D.C. City Council member Mary Cheh, who chairs the council’s committee on transportation and the environment, used these facts to give context to a Jan. 2 public hearing to accept testimony regarding air quality legislation for the District, including the proposed Air Quality Amendment Act of 2013. The proposed amendment would establish a procedure for receiving, monitoring, and responding to air quality complaints and would increase maximum penalties for air quality violations. The bill would double the maximum fine for air quality violations.
Cheh expressed concerns of her own about the bus depot in Ivy City. “That particular scheme that they had in mind struck me as reckless. To think that you were going to put all those buses there, together with a cumulative effects problem,” Cheh said. She stressed the importance of improving air quality citywide, noting that that Washington D.C. remains in a “non-attainment zone” with the Environmental Protection Agency (EPA) because it has failed to meet National Ambient Air Quality Standards (NAAQS) for safe levels of ozone and particulate matter.
Lewis appeared as a witness at the hearing in her capacity as an ANC commissioner. She urged the council members to use Ivy City’s situation as a case study to inform the bills and tighten air quality standards. “We have the utility vehicles there, and the school buses idle all day long, and there’s a proposed bus depot,” testified Lewis.
Amanda Northcross, an assistant-professor in the Department of Environment and Occupational Health at The George Washington University, testified on preliminary findings of her own environmental review of Ivy City. Northcross worked with Ivy City residents and professors from Howard, Trinity and University of Maryland to gather data on current air quality in the neighborhood. The report is currently being compiled and will be submitted to the District Department of the Environment (DDOE).
“Overall, we found that Particulate Matter 2.5 (PM2.5) concentrations in Ivy City on a daily basis are almost always higher than the concentrations measured at the McMillan Reservoir monitoring station,” testified Northcross.
The team of scientists asked community members to volunteer to host air monitoring equipment in their homes. The limited amount of equipment moved from home to home to capture readings from around the neighborhood. Lewis was approached specifically to be a host because the team knew of Vanessa’s asthma, and the family’s home sits directly on the route the school buses take through the neighborhood. The buses are not supposed to drive through the neighborhood, but Lewis says they always do because it’s a short cut.
The team of scientists was put together by grassroots community organizing group Empower DC. The organization has been working closely with Lewis and other community activists since the fight for the injunction began.
“We are not protecting people proactively. We’re placing the burden on the community to go complain and fight – even go to court and all of the things we’ve had to do to try and protect human health,” testified Parisa Norouzi, Executive Director of Empower DC.

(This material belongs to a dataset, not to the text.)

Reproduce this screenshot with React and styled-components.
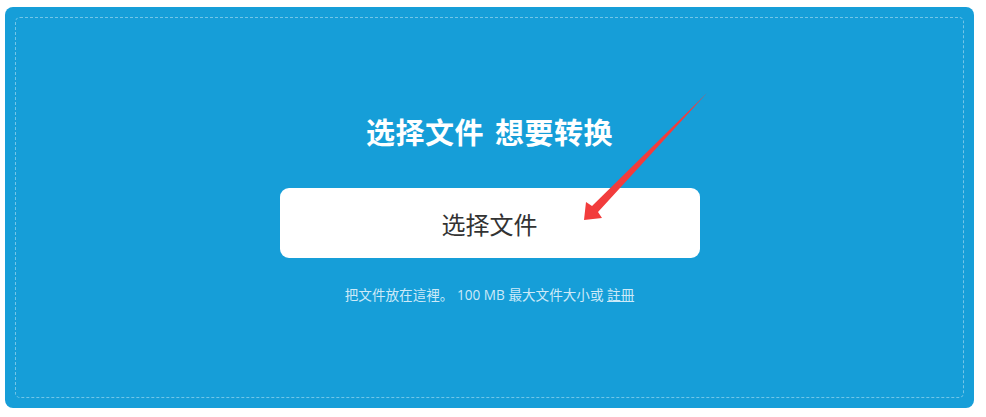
import React from "react";
import styled, { createGlobalStyle } from "styled-components";

const GlobalStyle = createGlobalStyle`
  html, body {
    margin: 0;
    padding: 0;
    background: #ffffff;
    font-family: "Noto Sans CJK SC", "Open Sans", sans-serif;
  }
`;

const Page = styled.div`
  position: relative;
  width: 986px;
  height: 417px;
  box-sizing: border-box;
  padding: 7px 12px 9px 5px;
`;

const Panel = styled.div`
  height: 100%;
  box-sizing: border-box;
  padding: 10px;
  background: #169ed8;
  border-radius: 8px;
`;

const DropZone = styled.div`
  height: 100%;
  box-sizing: border-box;
  border: 1px dashed rgba(255, 255, 255, 0.4);
  border-radius: 5px;
  display: flex;
  flex-direction: column;
  align-items: center;
  padding-top: 93px;
`;

const Title = styled.h2`
  margin: 0;
  color: #ffffff;
  font-size: 29px;
  font-weight: 700;
  line-height: 40px;
  letter-spacing: 0.5px;
  word-spacing: 4px;
`;

const PickButton = styled.button`
  margin-top: 37px;
  width: 420px;
  height: 70px;
  border: none;
  border-radius: 9px;
  background: #ffffff;
  color: #333333;
  font-family: "Noto Sans CJK SC", sans-serif;
  font-size: 24px;
  font-weight: 400;
  cursor: pointer;
`;

const Hint = styled.p`
  margin: 27px 0 0;
  color: #cdeaf8;
  font-family: "Open Sans", "Noto Sans CJK SC", sans-serif;
  font-size: 13.6px;
  line-height: 20px;
  a {
    color: inherit;
    text-decoration: underline;
  }
`;

const Arrow = styled.svg`
  position: absolute;
  left: 0;
  top: 0;
  pointer-events: none;
`;

const App = () => (
  <>
    <GlobalStyle />
    <Page>
      <Panel>
        <DropZone>
          <Title>选择文件 想要转换</Title>
          <PickButton>选择文件</PickButton>
          <Hint>
            把文件放在這裡。 100 MB 最大文件大小或 <a href="#">註冊</a>
          </Hint>
        </DropZone>
      </Panel>
      <Arrow width="986" height="417" viewBox="0 0 986 417">
        <polygon
          points="707,93 598,212 602,218 584,220 586,202 592,206"
          fill="#f23c3c"
        />
      </Arrow>
    </Page>
  </>
);

export default App;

Norouzi requested emergency legislation to stop the bus depot. The ANC 5C commissioner testified as to the potential hazards in neighboring Woodbridge: a WMATA bus transfer, DPS bus transfer, concrete and paving companies, CSX railroads, and numerous auto and paint shops.
Cheh emphasized the need to carefully consider the cumulative effects of land use decisions on the environment in specific communities. She worried about the concentration of industrial facilities in Ward 5.
DDOE representatives stressed that permitting processes are designed to protect environmental standards.
After Ivy City residents won the injunction to prevent the opening of the bus depot, the USRC voluntarily applied to have an environmental impact statement conducted. The results are under review.
Lewis and her neighbors are waiting to see what happens next. Lewis has grown to love the neighborhood. Yet she goes on worrying about her daughter. She thinks about leaving Ivy City. Yet she feels bound by her agreement to stay for 15 years. Everything she has is tied up in her house, she says.
The city council is considering a new bill to make it easier for residents like her to sell homes purchased with the help of initiatives such as the Ivy City Special Demonstration Project.
“It would be good if something like that is passed, especially for areas such as this where it’s a health related reason why you would want to move,” Lewis said in an interview.
In her testimony before city officials, Lewis stressed the urgency of her neighborhood’s needs, as well as concerns about her daughter’s health.
“I know there are steps in place to improve the area. However, I’m asking that it is moved along quicker and to have the support of everyone on this panel today because my daughter is getting sicker by the day,” Lewis told officials.